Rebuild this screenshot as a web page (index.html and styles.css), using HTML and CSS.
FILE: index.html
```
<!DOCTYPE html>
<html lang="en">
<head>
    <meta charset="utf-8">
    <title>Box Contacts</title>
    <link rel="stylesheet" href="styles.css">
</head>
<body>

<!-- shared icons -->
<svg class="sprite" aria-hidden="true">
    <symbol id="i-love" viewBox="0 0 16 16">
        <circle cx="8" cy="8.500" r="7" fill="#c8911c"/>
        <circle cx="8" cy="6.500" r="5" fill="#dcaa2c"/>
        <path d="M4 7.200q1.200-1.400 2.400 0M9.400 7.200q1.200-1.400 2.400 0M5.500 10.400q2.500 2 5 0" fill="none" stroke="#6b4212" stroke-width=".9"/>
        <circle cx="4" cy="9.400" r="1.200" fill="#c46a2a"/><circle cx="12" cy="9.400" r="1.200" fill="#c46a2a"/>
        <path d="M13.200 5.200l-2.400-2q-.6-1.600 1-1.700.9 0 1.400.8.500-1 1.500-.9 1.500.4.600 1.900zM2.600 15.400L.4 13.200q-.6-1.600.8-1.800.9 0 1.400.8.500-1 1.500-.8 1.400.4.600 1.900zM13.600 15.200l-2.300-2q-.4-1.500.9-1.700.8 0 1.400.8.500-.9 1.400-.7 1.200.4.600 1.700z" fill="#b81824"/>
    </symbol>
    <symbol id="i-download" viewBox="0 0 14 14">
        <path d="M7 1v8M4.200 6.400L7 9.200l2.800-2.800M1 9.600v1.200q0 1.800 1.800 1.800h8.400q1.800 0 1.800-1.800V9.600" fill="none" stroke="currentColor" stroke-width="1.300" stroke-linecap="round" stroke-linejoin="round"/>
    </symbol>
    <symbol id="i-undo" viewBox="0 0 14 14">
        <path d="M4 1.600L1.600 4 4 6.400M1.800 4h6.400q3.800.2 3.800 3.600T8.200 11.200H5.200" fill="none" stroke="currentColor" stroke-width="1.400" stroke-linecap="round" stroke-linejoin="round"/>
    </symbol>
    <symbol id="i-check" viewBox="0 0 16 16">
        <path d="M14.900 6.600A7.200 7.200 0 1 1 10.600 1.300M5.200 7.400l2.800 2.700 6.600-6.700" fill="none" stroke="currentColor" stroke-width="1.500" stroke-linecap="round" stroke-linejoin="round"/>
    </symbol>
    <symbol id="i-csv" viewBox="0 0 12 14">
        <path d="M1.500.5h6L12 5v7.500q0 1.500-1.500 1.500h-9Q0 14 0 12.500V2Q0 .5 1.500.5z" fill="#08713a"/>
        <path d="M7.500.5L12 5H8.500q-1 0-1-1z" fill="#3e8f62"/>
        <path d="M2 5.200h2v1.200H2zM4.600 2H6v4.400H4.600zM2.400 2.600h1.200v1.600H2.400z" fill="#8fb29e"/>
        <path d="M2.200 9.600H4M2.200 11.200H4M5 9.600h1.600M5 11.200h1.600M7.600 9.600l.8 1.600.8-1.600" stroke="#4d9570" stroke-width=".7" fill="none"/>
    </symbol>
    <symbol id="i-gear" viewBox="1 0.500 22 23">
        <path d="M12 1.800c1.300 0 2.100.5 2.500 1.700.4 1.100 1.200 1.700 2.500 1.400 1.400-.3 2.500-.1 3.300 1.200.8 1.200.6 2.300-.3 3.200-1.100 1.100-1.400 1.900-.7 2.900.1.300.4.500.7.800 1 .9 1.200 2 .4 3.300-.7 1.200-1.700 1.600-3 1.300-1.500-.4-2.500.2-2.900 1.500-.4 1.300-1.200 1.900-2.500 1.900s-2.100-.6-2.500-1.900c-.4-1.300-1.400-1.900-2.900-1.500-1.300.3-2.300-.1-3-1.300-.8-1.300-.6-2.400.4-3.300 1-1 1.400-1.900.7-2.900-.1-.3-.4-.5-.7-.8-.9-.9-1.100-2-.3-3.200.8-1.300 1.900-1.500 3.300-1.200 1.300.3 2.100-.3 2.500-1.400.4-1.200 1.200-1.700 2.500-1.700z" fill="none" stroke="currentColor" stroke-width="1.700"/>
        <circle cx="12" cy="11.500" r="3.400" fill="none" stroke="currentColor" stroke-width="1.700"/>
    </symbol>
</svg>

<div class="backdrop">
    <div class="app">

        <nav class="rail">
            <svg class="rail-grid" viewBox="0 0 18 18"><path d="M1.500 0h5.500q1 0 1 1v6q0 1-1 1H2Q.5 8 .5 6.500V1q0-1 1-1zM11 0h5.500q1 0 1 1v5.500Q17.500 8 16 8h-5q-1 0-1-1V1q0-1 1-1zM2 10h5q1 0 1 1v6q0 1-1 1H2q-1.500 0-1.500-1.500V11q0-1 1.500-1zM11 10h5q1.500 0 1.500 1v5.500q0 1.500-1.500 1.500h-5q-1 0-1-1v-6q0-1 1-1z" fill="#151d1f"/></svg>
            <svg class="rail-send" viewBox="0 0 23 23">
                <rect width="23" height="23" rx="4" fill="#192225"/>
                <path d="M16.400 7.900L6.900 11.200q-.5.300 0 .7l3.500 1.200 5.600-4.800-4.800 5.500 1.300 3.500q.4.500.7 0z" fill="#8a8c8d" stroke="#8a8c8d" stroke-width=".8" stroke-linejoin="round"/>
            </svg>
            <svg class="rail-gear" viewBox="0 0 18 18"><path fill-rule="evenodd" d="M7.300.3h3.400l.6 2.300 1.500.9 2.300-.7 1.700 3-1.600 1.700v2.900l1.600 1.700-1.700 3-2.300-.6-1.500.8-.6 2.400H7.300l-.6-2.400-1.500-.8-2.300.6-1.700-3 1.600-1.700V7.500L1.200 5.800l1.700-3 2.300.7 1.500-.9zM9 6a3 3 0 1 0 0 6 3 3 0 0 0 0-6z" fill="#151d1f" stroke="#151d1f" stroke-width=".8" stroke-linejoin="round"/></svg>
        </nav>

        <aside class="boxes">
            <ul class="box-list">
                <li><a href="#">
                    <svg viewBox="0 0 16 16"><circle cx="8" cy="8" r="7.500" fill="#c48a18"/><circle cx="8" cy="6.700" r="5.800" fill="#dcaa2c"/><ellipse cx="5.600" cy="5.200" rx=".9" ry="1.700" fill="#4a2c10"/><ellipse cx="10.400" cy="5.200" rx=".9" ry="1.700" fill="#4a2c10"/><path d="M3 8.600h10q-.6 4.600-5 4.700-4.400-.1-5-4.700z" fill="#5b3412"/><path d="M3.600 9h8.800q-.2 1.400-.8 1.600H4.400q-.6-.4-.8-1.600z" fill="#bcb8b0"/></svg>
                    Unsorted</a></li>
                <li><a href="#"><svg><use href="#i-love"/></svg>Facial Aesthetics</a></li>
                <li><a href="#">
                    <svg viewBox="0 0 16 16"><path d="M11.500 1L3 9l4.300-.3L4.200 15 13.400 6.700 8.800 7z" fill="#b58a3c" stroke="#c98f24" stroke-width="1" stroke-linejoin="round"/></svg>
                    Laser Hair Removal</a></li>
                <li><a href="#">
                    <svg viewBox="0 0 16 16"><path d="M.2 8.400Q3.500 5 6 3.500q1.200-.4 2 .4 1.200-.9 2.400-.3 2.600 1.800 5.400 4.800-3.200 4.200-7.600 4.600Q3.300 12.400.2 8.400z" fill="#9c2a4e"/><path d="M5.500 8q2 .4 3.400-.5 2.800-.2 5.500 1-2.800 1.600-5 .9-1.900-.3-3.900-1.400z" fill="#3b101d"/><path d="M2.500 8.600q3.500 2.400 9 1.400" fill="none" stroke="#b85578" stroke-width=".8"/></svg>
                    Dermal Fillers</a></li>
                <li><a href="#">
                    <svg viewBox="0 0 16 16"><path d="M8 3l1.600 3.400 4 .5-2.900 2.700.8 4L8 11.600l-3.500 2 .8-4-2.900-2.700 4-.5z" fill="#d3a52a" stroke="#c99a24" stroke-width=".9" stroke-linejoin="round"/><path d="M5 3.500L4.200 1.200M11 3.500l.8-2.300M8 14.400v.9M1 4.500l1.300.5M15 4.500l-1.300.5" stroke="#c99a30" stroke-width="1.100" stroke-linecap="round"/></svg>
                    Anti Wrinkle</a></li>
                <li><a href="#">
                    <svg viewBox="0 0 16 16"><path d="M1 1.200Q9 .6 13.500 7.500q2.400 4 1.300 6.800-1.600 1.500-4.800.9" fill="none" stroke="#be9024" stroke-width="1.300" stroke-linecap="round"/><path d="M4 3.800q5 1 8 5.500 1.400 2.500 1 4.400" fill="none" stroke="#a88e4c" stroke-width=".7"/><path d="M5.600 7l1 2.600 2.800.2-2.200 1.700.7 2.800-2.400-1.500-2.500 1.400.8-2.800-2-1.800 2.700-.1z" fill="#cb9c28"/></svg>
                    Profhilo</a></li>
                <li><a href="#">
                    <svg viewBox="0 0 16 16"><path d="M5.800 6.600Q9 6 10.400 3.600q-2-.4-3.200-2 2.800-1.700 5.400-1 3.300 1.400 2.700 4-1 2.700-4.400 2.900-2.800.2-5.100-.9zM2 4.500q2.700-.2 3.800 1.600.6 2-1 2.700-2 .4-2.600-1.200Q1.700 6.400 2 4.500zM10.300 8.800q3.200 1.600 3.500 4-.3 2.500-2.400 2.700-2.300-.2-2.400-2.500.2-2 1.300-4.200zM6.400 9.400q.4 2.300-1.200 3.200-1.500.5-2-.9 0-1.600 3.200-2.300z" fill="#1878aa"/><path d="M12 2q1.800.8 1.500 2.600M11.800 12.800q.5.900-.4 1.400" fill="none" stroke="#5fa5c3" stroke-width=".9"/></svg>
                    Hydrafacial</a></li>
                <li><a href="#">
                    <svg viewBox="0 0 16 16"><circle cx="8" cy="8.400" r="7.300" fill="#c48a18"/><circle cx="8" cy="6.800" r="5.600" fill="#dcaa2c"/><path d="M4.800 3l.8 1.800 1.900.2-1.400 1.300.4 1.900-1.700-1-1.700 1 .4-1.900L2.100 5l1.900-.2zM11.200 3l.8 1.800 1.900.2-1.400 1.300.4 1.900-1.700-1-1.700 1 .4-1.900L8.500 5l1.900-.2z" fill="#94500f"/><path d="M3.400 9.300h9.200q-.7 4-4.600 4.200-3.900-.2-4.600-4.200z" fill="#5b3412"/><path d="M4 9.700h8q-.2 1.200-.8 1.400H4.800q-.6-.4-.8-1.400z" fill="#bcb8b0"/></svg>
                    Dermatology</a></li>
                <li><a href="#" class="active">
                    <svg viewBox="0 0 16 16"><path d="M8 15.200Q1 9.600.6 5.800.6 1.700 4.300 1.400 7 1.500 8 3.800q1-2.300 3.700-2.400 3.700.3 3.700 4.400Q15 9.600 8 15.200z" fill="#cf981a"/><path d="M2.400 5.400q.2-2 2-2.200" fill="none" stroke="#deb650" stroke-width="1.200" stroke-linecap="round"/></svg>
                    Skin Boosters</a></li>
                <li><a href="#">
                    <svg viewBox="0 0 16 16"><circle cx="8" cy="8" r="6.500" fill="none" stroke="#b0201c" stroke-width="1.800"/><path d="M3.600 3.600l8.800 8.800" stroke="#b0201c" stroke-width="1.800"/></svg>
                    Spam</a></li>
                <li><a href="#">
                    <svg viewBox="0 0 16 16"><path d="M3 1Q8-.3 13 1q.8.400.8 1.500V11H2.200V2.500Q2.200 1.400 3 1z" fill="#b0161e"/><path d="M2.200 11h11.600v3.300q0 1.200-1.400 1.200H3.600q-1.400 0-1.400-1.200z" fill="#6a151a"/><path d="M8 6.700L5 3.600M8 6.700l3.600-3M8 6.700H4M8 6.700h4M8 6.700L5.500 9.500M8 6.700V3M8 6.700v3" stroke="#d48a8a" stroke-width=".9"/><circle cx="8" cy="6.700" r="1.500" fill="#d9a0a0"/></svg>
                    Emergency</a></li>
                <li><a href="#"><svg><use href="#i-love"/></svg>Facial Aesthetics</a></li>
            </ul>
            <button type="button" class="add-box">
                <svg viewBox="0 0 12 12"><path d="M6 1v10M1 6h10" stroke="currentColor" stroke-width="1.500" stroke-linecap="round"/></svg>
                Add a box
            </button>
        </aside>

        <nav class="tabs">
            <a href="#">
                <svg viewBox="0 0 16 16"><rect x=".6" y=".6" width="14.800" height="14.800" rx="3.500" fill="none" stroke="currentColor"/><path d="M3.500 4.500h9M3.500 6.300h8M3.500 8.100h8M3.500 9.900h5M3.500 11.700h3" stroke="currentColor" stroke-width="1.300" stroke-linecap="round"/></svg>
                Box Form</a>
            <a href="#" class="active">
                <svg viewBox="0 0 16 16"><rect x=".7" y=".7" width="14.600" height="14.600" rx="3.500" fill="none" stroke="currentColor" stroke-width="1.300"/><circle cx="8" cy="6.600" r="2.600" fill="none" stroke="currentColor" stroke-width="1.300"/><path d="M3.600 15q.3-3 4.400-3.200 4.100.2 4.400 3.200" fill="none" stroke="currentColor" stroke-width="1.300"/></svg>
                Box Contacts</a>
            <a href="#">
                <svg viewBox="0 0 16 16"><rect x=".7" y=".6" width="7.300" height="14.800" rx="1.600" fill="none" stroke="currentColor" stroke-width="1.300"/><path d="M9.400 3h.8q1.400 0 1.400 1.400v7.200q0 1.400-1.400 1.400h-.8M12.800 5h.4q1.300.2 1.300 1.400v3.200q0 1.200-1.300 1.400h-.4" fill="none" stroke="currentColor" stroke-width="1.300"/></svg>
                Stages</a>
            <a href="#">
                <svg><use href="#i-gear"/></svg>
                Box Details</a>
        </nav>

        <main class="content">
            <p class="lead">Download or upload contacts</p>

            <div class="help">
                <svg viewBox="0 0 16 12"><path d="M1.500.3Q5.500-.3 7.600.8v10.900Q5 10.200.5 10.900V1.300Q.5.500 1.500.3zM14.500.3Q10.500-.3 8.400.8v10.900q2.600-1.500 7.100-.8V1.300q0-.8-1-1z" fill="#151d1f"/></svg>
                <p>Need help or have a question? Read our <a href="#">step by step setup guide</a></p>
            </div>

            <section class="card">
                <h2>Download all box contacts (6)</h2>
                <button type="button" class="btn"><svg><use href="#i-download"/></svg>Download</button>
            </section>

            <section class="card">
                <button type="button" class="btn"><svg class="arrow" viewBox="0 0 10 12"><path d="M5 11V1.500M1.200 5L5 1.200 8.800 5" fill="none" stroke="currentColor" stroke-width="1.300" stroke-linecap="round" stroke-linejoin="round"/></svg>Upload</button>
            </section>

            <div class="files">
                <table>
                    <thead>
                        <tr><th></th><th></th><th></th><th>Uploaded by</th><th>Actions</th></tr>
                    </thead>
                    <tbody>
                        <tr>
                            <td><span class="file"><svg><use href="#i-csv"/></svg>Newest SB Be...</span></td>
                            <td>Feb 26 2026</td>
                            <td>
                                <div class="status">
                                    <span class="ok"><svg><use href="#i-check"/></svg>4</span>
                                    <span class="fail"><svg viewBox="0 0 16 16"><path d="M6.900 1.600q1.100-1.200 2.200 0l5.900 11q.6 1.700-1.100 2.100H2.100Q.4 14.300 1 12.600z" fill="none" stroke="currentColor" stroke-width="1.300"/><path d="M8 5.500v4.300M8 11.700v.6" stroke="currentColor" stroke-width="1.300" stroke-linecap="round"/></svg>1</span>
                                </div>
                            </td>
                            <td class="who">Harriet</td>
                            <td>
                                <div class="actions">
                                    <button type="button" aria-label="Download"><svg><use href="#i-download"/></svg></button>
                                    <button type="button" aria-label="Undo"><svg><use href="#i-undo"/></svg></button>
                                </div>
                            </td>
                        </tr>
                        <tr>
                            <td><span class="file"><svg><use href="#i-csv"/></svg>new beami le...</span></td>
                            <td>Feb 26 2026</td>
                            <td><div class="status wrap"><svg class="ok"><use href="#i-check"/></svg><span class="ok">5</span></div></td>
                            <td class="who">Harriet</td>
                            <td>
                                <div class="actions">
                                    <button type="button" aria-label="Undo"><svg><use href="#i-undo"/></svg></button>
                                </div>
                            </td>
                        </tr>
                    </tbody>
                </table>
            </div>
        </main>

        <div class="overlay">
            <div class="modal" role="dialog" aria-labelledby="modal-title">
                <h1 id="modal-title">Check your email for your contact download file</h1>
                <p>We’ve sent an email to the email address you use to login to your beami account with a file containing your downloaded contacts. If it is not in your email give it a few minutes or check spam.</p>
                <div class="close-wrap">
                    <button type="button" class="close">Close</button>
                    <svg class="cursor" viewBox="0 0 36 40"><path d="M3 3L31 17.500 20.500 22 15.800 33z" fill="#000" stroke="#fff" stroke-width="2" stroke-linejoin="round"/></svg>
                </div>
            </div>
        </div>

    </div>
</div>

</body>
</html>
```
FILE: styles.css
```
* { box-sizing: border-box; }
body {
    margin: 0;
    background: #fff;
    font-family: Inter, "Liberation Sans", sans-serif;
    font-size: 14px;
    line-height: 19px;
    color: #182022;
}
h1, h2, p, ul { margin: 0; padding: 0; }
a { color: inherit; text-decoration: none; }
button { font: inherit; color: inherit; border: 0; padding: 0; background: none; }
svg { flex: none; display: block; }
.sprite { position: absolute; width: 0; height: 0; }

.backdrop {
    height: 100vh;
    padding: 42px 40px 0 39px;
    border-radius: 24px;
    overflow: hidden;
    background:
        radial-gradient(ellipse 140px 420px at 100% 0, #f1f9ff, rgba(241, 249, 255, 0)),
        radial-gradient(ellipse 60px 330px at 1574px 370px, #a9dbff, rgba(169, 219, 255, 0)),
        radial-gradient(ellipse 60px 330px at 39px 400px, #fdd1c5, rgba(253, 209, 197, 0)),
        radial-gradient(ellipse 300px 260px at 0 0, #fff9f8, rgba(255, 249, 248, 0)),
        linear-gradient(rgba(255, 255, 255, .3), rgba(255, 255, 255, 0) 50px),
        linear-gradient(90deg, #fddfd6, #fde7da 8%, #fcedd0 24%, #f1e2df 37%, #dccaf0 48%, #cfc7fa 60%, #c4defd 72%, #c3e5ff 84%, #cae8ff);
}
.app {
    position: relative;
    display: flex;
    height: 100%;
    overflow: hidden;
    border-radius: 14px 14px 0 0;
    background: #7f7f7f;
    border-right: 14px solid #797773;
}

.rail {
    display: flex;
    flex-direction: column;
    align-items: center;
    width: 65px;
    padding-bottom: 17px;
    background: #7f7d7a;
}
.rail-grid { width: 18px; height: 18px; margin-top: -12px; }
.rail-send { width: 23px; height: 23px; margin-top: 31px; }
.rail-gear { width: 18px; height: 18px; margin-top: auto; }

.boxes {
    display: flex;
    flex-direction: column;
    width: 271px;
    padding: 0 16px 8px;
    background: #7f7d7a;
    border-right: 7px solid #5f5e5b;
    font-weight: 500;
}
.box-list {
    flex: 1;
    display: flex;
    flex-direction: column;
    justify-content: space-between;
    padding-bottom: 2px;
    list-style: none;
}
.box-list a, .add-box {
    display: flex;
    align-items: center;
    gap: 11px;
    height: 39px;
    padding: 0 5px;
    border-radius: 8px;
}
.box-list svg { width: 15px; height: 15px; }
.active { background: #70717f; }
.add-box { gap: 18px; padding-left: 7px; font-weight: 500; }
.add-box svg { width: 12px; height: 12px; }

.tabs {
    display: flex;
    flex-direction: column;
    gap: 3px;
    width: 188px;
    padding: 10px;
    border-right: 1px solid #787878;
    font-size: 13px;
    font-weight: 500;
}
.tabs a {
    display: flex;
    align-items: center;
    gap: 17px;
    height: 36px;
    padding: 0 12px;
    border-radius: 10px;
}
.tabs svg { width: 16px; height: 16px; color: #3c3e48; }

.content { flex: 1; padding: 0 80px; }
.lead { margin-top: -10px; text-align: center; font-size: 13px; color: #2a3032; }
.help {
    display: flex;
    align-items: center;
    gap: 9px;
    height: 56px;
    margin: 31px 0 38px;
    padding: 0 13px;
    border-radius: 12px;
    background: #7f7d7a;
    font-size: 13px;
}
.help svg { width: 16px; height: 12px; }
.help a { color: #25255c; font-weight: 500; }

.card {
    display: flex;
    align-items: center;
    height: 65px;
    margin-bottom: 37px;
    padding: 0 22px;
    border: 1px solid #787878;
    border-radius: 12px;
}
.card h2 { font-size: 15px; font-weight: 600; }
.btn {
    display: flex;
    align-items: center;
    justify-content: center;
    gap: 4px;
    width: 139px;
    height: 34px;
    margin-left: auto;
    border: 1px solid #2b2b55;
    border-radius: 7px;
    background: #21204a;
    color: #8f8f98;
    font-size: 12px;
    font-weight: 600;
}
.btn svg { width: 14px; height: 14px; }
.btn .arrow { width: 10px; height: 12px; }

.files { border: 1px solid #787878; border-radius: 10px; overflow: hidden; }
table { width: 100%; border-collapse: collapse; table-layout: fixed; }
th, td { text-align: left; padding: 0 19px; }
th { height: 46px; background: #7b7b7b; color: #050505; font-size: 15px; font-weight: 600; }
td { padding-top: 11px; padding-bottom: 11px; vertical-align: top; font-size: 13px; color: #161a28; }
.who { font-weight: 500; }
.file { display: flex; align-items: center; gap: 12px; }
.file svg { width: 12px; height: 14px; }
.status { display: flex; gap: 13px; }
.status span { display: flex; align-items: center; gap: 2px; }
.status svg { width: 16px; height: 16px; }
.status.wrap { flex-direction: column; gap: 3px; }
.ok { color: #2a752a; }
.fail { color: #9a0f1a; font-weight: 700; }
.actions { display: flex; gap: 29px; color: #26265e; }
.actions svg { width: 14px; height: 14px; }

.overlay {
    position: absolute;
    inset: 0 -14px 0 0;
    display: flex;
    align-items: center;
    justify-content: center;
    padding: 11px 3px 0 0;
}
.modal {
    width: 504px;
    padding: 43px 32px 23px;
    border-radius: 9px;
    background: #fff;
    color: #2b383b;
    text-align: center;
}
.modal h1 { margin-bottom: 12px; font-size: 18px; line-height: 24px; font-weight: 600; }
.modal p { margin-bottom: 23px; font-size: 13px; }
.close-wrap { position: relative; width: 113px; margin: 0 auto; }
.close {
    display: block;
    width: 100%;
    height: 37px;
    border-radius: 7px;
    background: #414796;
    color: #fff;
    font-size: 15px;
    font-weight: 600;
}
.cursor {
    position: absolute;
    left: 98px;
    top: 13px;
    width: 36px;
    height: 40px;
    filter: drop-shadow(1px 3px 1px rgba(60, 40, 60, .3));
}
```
--
Find every line that holds "index" and copy it.

* _WRITTEN ANSWER_:
Rebuild this screenshot as a web page (index.html and styles.css), using HTML and CSS.
FILE: index.html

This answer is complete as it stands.